GCP

Below are the requirement needed for Storage Access setup in GCP

Google Service Account for Storage Credentials

Unity Catalog Storage credentials should have the ability to read and write to a External Location(GCS bucket) by assigning appropriate IAM roles on that bucket to a Databricks-generated Google Cloud service account. Please refer the docs for detailed steps.

Google Service Account for Overwatch Job Cluster

After the Storage Credentials are created, the existing Service Account attached to the Overwatch Job cluster needs to be provisioned read/write access to the storage target for the Overwatch Output (which will ultimately become your external location). This Service Account can be added to Overwatch Job/Interactive Clusters.

The following steps needs to be performed in external location’s GCS bucket permissions -

  • Go to the Permissions tab of the external location’s GCS bucket
  • Click on Grant Access
  • Add Service Account which is attached to the Overwatch Job cluster in the Add Principal section
  • Add Service Account which is attached to the Overwatch Job cluster
  • Add Roles -
    • Storage Admin
    • Storage Legacy Bucket Owner

Cluster Logging Locations Setup

When you create a workspace, Databricks on Google Cloud creates two Google Cloud Storage GCS buckets in your GCP project:

  • databricks-<workspace-id> - stores system data that is generated as you use various Databricks features. This bucket includes notebook revisions, job run details, command results, and Spark logs
  • databricks-<workspace-id>-system - contains workspace’s root storage for the Databricks File System (DBFS). Your DBFS root bucket is not intended for storage of production data.

Follow the databricks-docs to get more information on these buckets.

In order to fetch the cluster logs of the remote workspace, cluster should have access to the GCS bucket - databricks-<workspace-id>. This GCS Bucket is created in the Google Cloud project that hosts your Databricks workspace.

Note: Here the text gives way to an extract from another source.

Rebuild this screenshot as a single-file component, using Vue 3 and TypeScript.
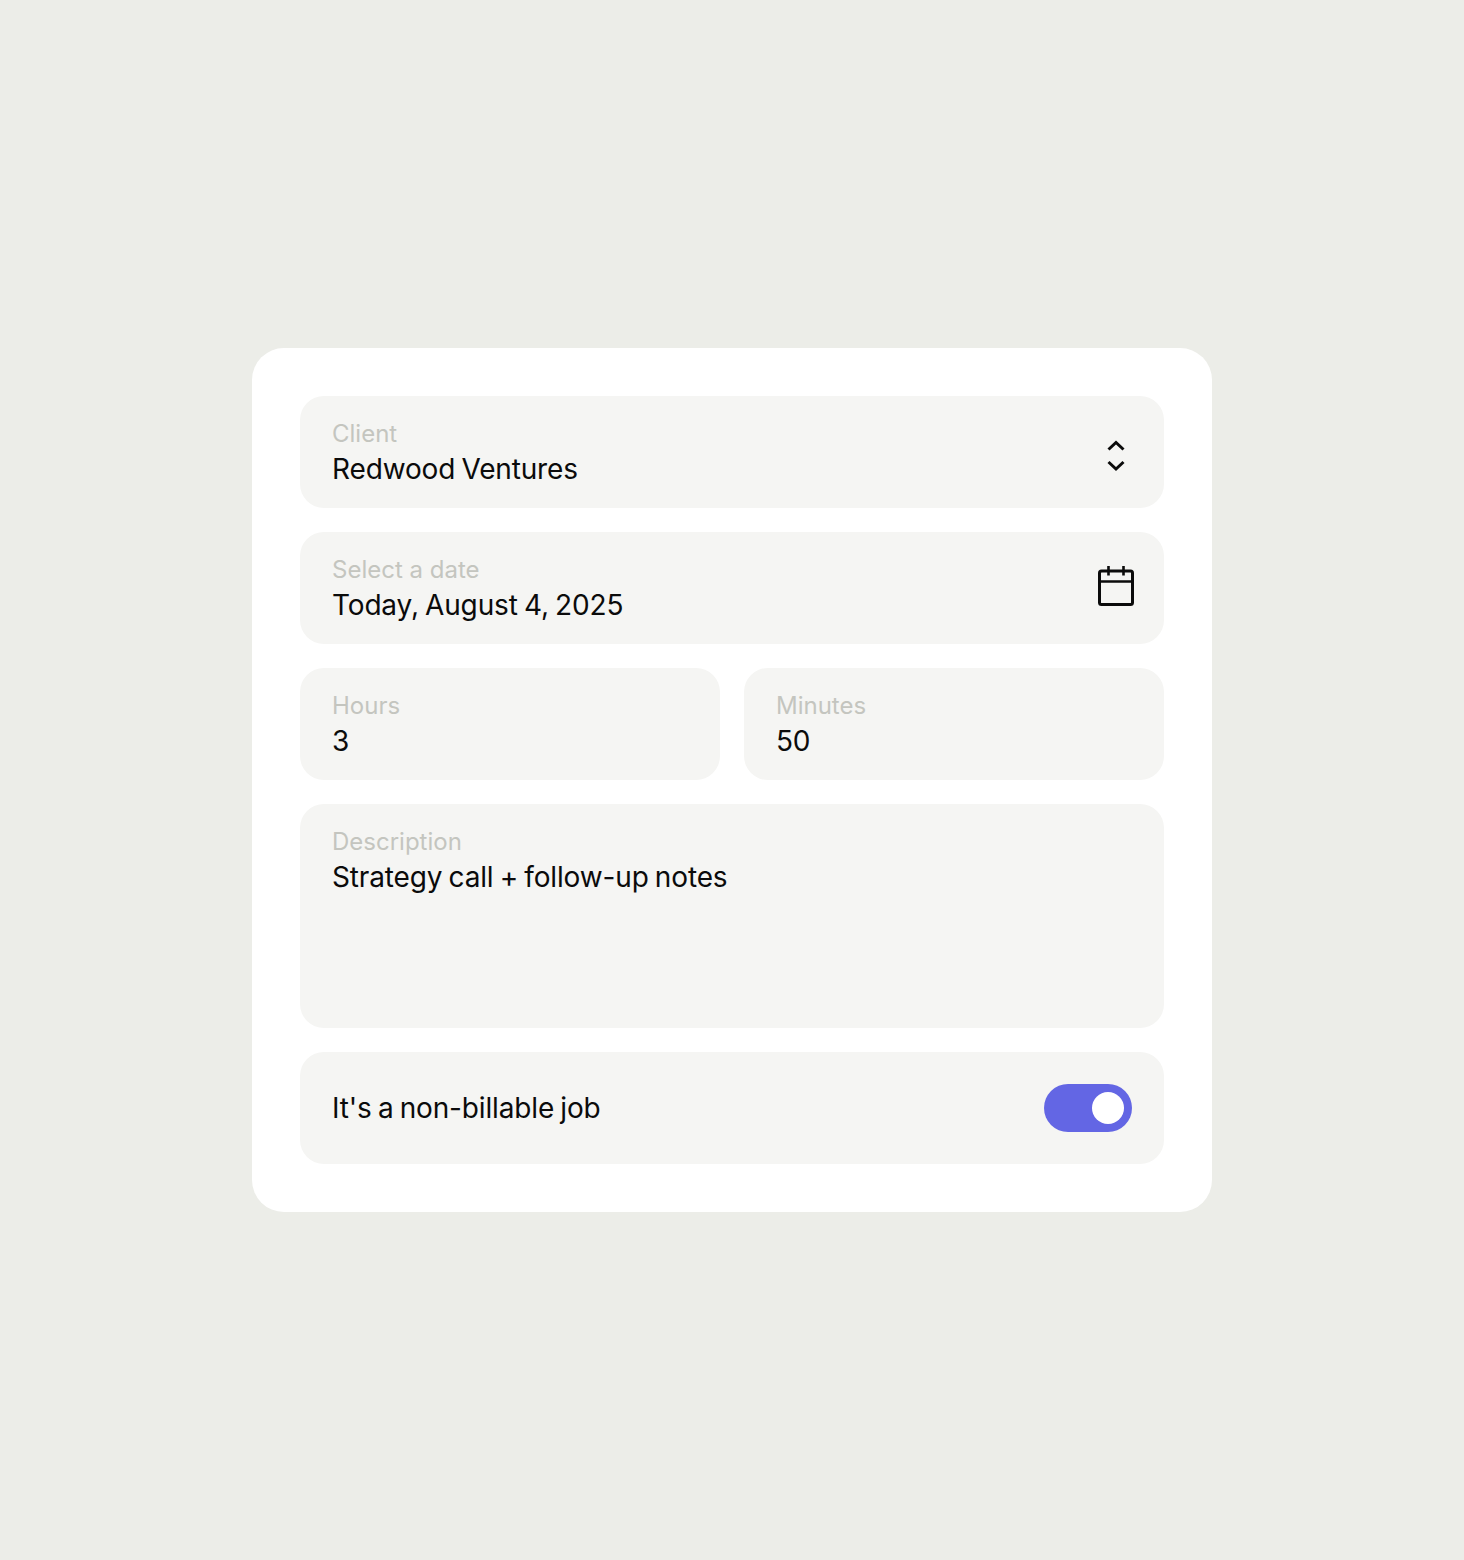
<script setup lang="ts">
const pad = 0
</script>

<template>
  <main class="page">
    <form class="card" @submit.prevent>
      <div class="field">
        <div class="stack">
          <span class="label">Client</span>
          <span class="value">Redwood Ventures</span>
        </div>
        <svg class="updown" width="36" height="40" viewBox="0 0 36 40" fill="none" stroke="#0b0b0b" stroke-width="3">
          <path d="M10.500 13.500 18 6.500l7.500 7" />
          <path d="M10.500 26l7.500 7 7.500-7" />
        </svg>
      </div>
      <div class="field">
        <div class="stack">
          <span class="label">Select a date</span>
          <span class="value">Today, August 4, 2025</span>
        </div>
        <svg class="cal" width="36" height="40" viewBox="0 0 36 40" fill="none" stroke="#0b0b0b" stroke-width="3">
          <rect x="1.500" y="5" width="33" height="33.500" rx="2" />
          <path d="M1.500 15.500h33" stroke-width="2.400" />
          <path d="M10.500 0v9.500M25.500 0v9.500" stroke-width="2.600" />
        </svg>
      </div>
      <div class="pair">
        <div class="field">
          <div class="stack">
            <span class="label">Hours</span>
            <span class="value">3</span>
          </div>
        </div>
        <div class="field">
          <div class="stack">
            <span class="label">Minutes</span>
            <span class="value">50</span>
          </div>
        </div>
      </div>
      <div class="field tall">
        <div class="stack">
          <span class="label">Description</span>
          <span class="value">Strategy call + follow-up notes</span>
        </div>
      </div>
      <div class="field center">
        <span class="value">It's a non-billable job</span>
        <span class="toggle"><span class="knob"></span></span>
      </div>
    </form>
  </main>
</template>

<style scoped>
.page {
  width: 1464px;
  height: 1560px;
  background: #ecede8;
  display: flex;
  align-items: center;
  justify-content: center;
  font-family: Inter, "Liberation Sans", Arial, sans-serif;
}
.card {
  width: 960px;
  box-sizing: border-box;
  padding: 48px;
  background: #fff;
  border-radius: 32px;
  display: flex;
  flex-direction: column;
  gap: 24px;
}
.pair {
  display: grid;
  grid-template-columns: 1fr 1fr;
  gap: 24px;
}
.field {
  height: 112px;
  box-sizing: border-box;
  padding: 20px 30px 20px 32px;
  background: #f5f5f3;
  border-radius: 24px;
  display: flex;
  justify-content: space-between;
  align-items: center;
}
.field.tall {
  height: 224px;
}
.field.center .value {
  line-height: 50px;
}
.stack {
  display: flex;
  flex-direction: column;
  align-self: flex-start;
}
.label {
  font-size: 24px;
  line-height: 36px;
  color: #c4c5bf;
}
.value {
  font-size: 28px;
  line-height: 34px;
  letter-spacing: -0.15px;
  word-spacing: -1.5px;
  color: #0b0b0b;
}
.updown {
  transform: translateY(4px);
}
.cal {
  transform: translateY(-2px);
}
.toggle {
  width: 88px;
  height: 48px;
  border-radius: 24px;
  background: #6366e4;
  display: flex;
  align-items: center;
  justify-content: flex-end;
  padding: 0 8px;
  box-sizing: border-box;
  margin-right: 2px;
}
.knob {
  width: 32px;
  height: 32px;
  border-radius: 50%;
  background: #fff;
}
</style>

The following steps needs to be performed in databricks-<workspace-id> GCS bucket permissions -

  • Go to the Permissions tab of the databricks-<workspace-id> GCS bucket
  • Click on Grant Access
  • Add Service Account which is attached to the Overwatch Job cluster in the Add Principal section
  • Add Roles -
    • Storage Admin
    • Storage Legacy Bucket Owner

GCP – Remote Cluster Logs - Databricks on GCP, does not support mounted/GCS bucket locations. Customers must provide DBFS root path as a target for log delivery.